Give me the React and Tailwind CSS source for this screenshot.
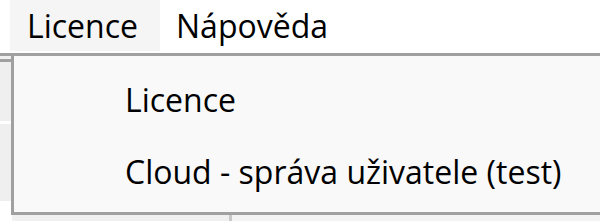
import React from 'react';

const font = { fontFamily: '"Open Sans", "Noto Sans", sans-serif' };

const MenuItem = ({ label }) => (
  <div className="h-[72px] leading-[72px] pl-[111px] pr-8 whitespace-nowrap text-black">
    {label}
  </div>
);

export default function App() {
  return (
    <div className="relative w-[600px] h-[221px] overflow-hidden bg-white text-[32px]" style={font}>
      {/* menu bar */}
      <div className="flex h-[53px] bg-white text-black">
        <div className="ml-[10px] w-[150px] h-[51px] leading-[52px] pl-[17px] bg-[#f5f5f5]">Licence</div>
        <div className="h-[51px] leading-[52px] pl-[16px]">Nápověda</div>
      </div>
      <div className="h-[3px] bg-[#a0a0a0]" />

      {/* window content behind the dropdown */}
      <div className="flex h-[165px]">
        <div className="w-[12px] flex flex-col">
          <div className="h-[3px] bg-[#f0f0f0]" />
          <div className="h-[3px] bg-[#a0a0a0]" />
          <div className="h-[59px] bg-[#efefef]" />
          <div className="h-[3px] bg-white" />
          <div className="h-[77px] bg-[#efefef]" />
          <div className="flex-1 bg-white" />
        </div>
        <div className="flex-1 flex flex-col">
          <div className="flex-1 bg-white" />
          <div className="h-[8px] flex">
            <div className="w-[217px] bg-[#f0f0f0]" />
            <div className="w-[3px] bg-[#c8c8c8]" />
            <div className="flex-1 bg-[#f3f3f3]" />
          </div>
        </div>
      </div>

      {/* dropdown */}
      <div className="absolute left-[11px] top-[53px] right-[-10px] h-[162px] border-[3px] border-[#a0a0a0] bg-[#f9f9f9] pt-[8px]">
        <MenuItem label="Licence" />
        <MenuItem label="Cloud - správa uživatele (test)" />
      </div>
    </div>
  );
}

▶ [Task prompt]:
Report the number of lines of the listing above that hold the string "React", with no other text.

▶ [The completed task]:
2